Yiggy showed up early, carrying the mop and broom handles he keeps in his closet back home. Barry Heyman, 63, arrived soon afterward, bearing a large black and white photograph of the eighth-grade class of 1958. David Sternthal, 63, the blurry one in the photo because he jerked when the boy next to him pinched him in the behind, brought his video camera.
Eric Mortensen, 66 — a retired teacher who carries his stickball gear in his minivan because, he explained, “You never know” — held out the hard rubber Spaldeen ball in his hand. “This stupid little ball, for a working-class neighborhood, provided us with all the entertainment we needed, until we got old enough to chase after girls,” he said.

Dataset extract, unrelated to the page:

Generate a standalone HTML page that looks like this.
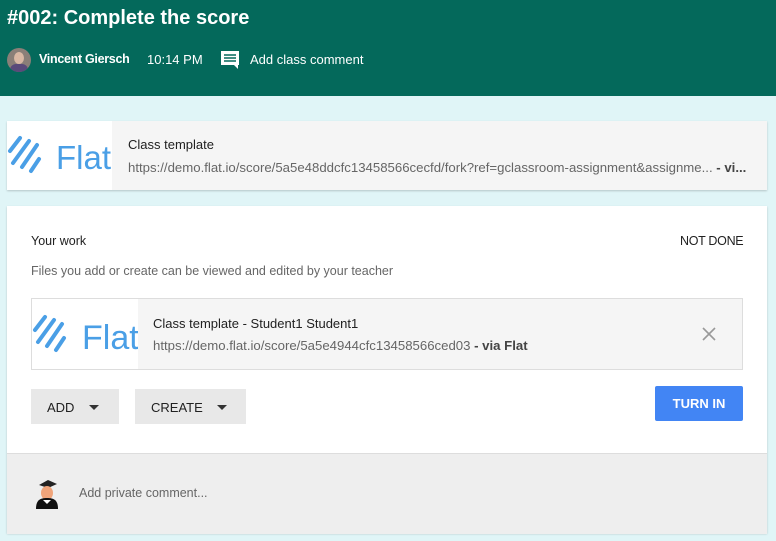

They met Saturday morning on the blacktop of a schoolyard in the northern Bronx. They played in this yard when they were children and teenagers, and decades later, they still play in this yard, even if it is only once a year.
For 31 years, on the second Saturday in June, dozens of men and women who lived in the Van Cortlandt Village section of the Bronx in the 1940s and 1950s play stickball at their old school, P.S. 95. They called it Stickball Days at first, and this time they called it the 31st Annual Stickball Reunion.
Ed Yaker, 63, a retired math teacher who lives near the school and who everyone calls Yiggy, started the tradition in 1977. That first year, about 10 or 12 people came, said Mr. Yaker, an easygoing sort whose business card lists some of his activities as “beach” and “golf.” After a while, more than 100 attended annually, and they started making commemorative T-shirts and handing out an award called the Novi, in honor of a classmate who died years ago, Alan Novikoff.
Mr. Yaker has since been inducted into the city’s Stickball Hall of Fame, affiliated with the Museum of the City of New York.